Andre Beaudin
About The Artist
Andre Beaudin (b. Mennecy, Seine-et-Oise, 3 Feb 1895; d. Paris, 6 June 1979) was a painter, sculptor, graphic artist and designer. He was influenced by the Cubism of Juan Gris, and the Surrealism and decorativeness of Matisse. His poetic style is characterized by clean colors and clear structures. In his sculptures he stresses Cubist forms. His series of horses are important. Houses, rivers, and bicycles are themes which influenced a large part of his art his whole life. He illustrated books for the Surrealists, participating also in this movement. Beaudin attended the Ecole des Arts Décoratifs, Paris, from 1911 until he joined the army in 1915. After World War I, he devoted himself primarily to painting. In 1922 he met Juan Gris with whose encouragement his early Matisse-influenced rhythmical compositions acquired greater stability.

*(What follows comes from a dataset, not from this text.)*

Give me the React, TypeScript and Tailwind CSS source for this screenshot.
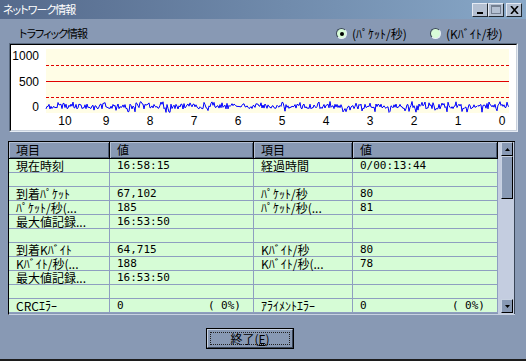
import React from "react";

function mulberry32(a: number) {
  return function () {
    a |= 0;
    a = (a + 0x6d2b79f5) | 0;
    let t = Math.imul(a ^ (a >>> 15), 1 | a);
    t = (t + Math.imul(t ^ (t >>> 7), 61 | t)) ^ t;
    return ((t ^ (t >>> 14)) >>> 0) / 4294967296;
  };
}

const noise = (() => {
  const r = mulberry32(12345);
  const pts: string[] = [];
  for (let x = 46; x <= 509; x++) {
    let v = 106.5 + (r() - 0.5) * 5;
    const k = r();
    if (k < 0.12) v = 101.5 + r() * 3;
    else if (k < 0.19) v = 110 + r() * 2.5;
    pts.push(`${x},${v.toFixed(1)}`);
  }
  return pts.join(" ");
})();

type Row = [string, string, string, string];
const rows: Row[] = [
  ["現在時刻", "16:58:15", "経過時間", "0/00:13:44"],
  ["", "", "", ""],
  ["到着ﾊﾟｹｯﾄ", "67,102", "ﾊﾟｹｯﾄ/秒", "80"],
  ["ﾊﾟｹｯﾄ/秒(...", "185", "ﾊﾟｹｯﾄ/秒(...", "81"],
  ["最大値記録...", "16:53:50", "", ""],
  ["", "", "", ""],
  ["到着Kﾊﾞｲﾄ", "64,715", "Kﾊﾞｲﾄ/秒", "80"],
  ["Kﾊﾞｲﾄ/秒(...", "188", "Kﾊﾞｲﾄ/秒(...", "78"],
  ["最大値記録...", "16:53:50", "", ""],
  ["", "", "", ""],
  ["CRCｴﾗｰ", "0|( 0%)", "ｱﾗｲﾒﾝﾄｴﾗｰ", "0|( 0%)"],
];

const ui = "[font-family:'Noto_Sans_CJK_JP',sans-serif]";
const mono = "[font-family:'DejaVu_Sans_Mono','Noto_Sans_CJK_JP',monospace]";

function Value({ v }: { v: string }) {
  if (v.includes("|")) {
    const [a, b] = v.split("|");
    return (
      <div className="flex justify-between pr-[12px] whitespace-pre">
        <span>{a}</span>
        <span>{b}</span>
      </div>
    );
  }
  return <span className="whitespace-pre">{v}</span>;
}

function Radio({ checked, label }: { checked: boolean; label: string }) {
  return (
    <div className="flex items-center gap-[5px]">
      <div className="w-[11px] h-[11px] rounded-full bg-[#d8fcd8] border border-t-[#3a4658] border-l-[#3a4658] border-b-[#e8eef8] border-r-[#e8eef8] flex items-center justify-center">
        {checked && <div className="w-[4px] h-[4px] rounded-full bg-black" />}
      </div>
      <span className={`${ui} text-[12px] leading-[14px] text-black`}>{label}</span>
    </div>
  );
}

function TitleBtn({ children, disabled }: { children: React.ReactNode; disabled?: boolean }) {
  return (
    <div className="w-[16px] h-[14px] bg-[#b4c0d2] border border-t-[#e4eaf4] border-l-[#e4eaf4] border-b-[#202830] border-r-[#202830] flex items-center justify-center">
      <div className={disabled ? "opacity-60" : ""}>{children}</div>
    </div>
  );
}

export default function App() {
  return (
    <div className="w-[526px] h-[361px] bg-[#8899b4] flex flex-col overflow-hidden border-b-2 border-[#1c1c1c]">
      {/* Title bar */}
      <div className="h-[19px] shrink-0 bg-gradient-to-r from-[#556a8c] to-[#88a8c8] flex items-center pl-[3px] pr-[4px]">
        <span className={`${ui} text-white text-[11px] leading-[13px] [font-feature-settings:'palt'] tracking-[-1px]`}>ネットワーク情報</span>
        <div className="ml-auto flex items-center">
          <TitleBtn>
            <svg width="8" height="8" viewBox="0 0 8 8"><rect x="1" y="6" width="6" height="2" fill="#000" /></svg>
          </TitleBtn>
          <TitleBtn disabled>
            <svg width="10" height="9" viewBox="0 0 10 9"><rect x="0.5" y="0.5" width="9" height="8" fill="none" stroke="#4a5566" /><rect x="0" y="0" width="10" height="2" fill="#4a5566" /></svg>
          </TitleBtn>
          <div className="w-[2px]" />
          <TitleBtn>
            <svg width="9" height="8" viewBox="0 0 9 8"><path d="M1 0 L8 8 M8 0 L1 8" stroke="#000" strokeWidth="1.6" /></svg>
          </TitleBtn>
        </div>
      </div>

      {/* Traffic header row */}
      <div className="h-[24px] shrink-0 flex items-center pt-[5px]">
        <span className={`${ui} text-black text-[11px] leading-[13px] w-[336px] pl-[19px] [font-feature-settings:'palt'] tracking-[-1px]`}>トラフィック情報</span>
        <div className="w-[94px]">
          <Radio checked label="(ﾊﾟｹｯﾄ/秒)" />
        </div>
        <Radio checked={false} label="(Kﾊﾞｲﾄ/秒)" />
      </div>

      {/* Chart panel */}
      <div className="ml-[9px] w-[509px] h-[89px] shrink-0 border border-t-[#5a6a80] border-l-[#5a6a80] border-b-[#e6ecf4] border-r-[#e6ecf4]">
        <div className="w-full h-full border border-t-black border-l-black border-b-[#c8d0dc] border-r-[#c8d0dc] bg-white">
          <svg width="505" height="85" viewBox="11 45 505 85" className="block">
            <rect x="46" y="49" width="463" height="64" fill="#fffde6" />
            <line x1="46" y1="65.5" x2="509" y2="65.5" stroke="#e00000" strokeDasharray="3 2" />
            <line x1="46" y1="81.5" x2="509" y2="81.5" stroke="#e00000" />
            <line x1="46" y1="97.5" x2="509" y2="97.5" stroke="#e00000" strokeDasharray="3 2" />
            <polyline points={noise} fill="none" stroke="#0000ff" strokeWidth="1" />
            <g fontFamily="'Liberation Sans', Arial, sans-serif" fontSize="12" fill="#000">
              <text x="39" y="60" textAnchor="end">1000</text>
              <text x="39" y="86" textAnchor="end">500</text>
              <text x="39" y="111" textAnchor="end">0</text>
              {[
                ["10", 65],
                ["9", 106],
                ["8", 150],
                ["7", 194],
                ["6", 238],
                ["5", 282],
                ["4", 326],
                ["3", 370],
                ["2", 414],
                ["1", 458],
                ["0", 502],
              ].map(([t, x]) => (
                <text key={t as string} x={x as number} y="124.5" textAnchor="middle">
                  {t}
                </text>
              ))}
            </g>
          </svg>
        </div>
      </div>

      {/* Table */}
      <div className="mt-[9px] ml-[8px] w-[507px] h-[174px] shrink-0 flex border-l border-t border-black border-b border-b-[#c8d2e2] overflow-hidden">
        <div className="w-[489px] flex flex-col">
          <div className="grid grid-cols-[101px_144px_99px_145px] h-[17px] shrink-0">
            {["項目", "値", "項目", "値"].map((h, i) => (
              <div
                key={i}
                className={`${ui} text-[12px] leading-[14px] text-black bg-[#8899b4] border-r border-b border-black shadow-[inset_1px_1px_0_#b4c0d4,inset_-1px_-1px_0_#4a5a72] flex items-center pl-[7px]`}
              >
                {h}
              </div>
            ))}
          </div>
          {rows.map((r, ri) => (
            <div key={ri} className="grid grid-cols-[101px_144px_99px_145px] h-[14px] shrink-0">
              {r.map((c, ci) => (
                <div
                  key={ci}
                  className={`bg-[#d6fcd6] border-r border-b border-[#8e9ec0] text-black leading-[13px] flex items-center pl-[7px] whitespace-nowrap ${
                    ci % 2 === 0 ? `${ui} text-[12px]` : `${mono} text-[11px]`
                  }`}
                >
                  {ci % 2 === 0 ? c : <div className="w-full"><Value v={c} /></div>}
                </div>
              ))}
            </div>
          ))}
        </div>
        {/* Scrollbar */}
        <div className="w-[17px] flex flex-col bg-[#c4cde0] pl-[3px] border-r border-[#3a4658]">
          <div className="h-[14px] w-[12px] bg-[#8899b4] border border-t-[#c8d2e2] border-l-[#c8d2e2] border-b-black border-r-black flex items-center justify-center">
            <svg width="5" height="3" viewBox="0 0 5 3"><path d="M2.5 0 L5 3 L0 3 Z" fill="#000" /></svg>
          </div>
          <div className="h-[43px] w-[12px] bg-[#8899b4] border border-t-[#c8d2e2] border-l-[#c8d2e2] border-b-black border-r-black" />
          <div className="flex-1" />
          <div className="h-[14px] w-[12px] bg-[#8899b4] border border-t-[#c8d2e2] border-l-[#c8d2e2] border-b-black border-r-black flex items-center justify-center mb-[1px]">
            <svg width="5" height="3" viewBox="0 0 5 3"><path d="M0 0 L5 0 L2.5 3 Z" fill="#000" /></svg>
          </div>
        </div>
      </div>

      {/* Button */}
      <div className="mt-[13px] ml-[206px] w-[88px] h-[21px] border border-black shrink-0">
        <div className="w-full h-full bg-[#8899b4] border border-t-[#c8d2e2] border-l-[#c8d2e2] border-b-[#3a4658] border-r-[#3a4658] p-[2px]">
          <div className={`w-full h-full border border-dotted border-[#202020] flex items-center justify-center ${ui} text-[12px] leading-[14px] text-black`}>
            終了(<span className="underline">E</span>)
          </div>
        </div>
      </div>
    </div>
  );
}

In the late 1920s he was promoted by Tériade as a successor to the Cubists, with such works as "Mirror" (1929; Paris, Centre Pompidou), in which a highly simplified figure and its mirror-image are defined by patches of flat color and fragments of linear contrast, and by the 1940s he was seen as one of the major representatives of the Ecole de Paris. In the 1950s, his earlier predilection for curvilinear shapes gave way to a more angular and dynamic geometry, as in "The First Race" (1952; Paris, Centre Pompidou). His subject matter was taken from daily life, with marked preferences for the nude in movement, as in "Games in the Forest" (1934; Paris, Centre Pompidou), and for animals, particularly horses, cows and birds. Each was reduced to a sign-like essence, for Beaudin subordinated narrative content to pictorial structure while retaining a recognizable image. He was always more concerned with form and color than with the expression of feeling, and with rendering solid volume through an arrangement of planes, whether working in two dimensions or three.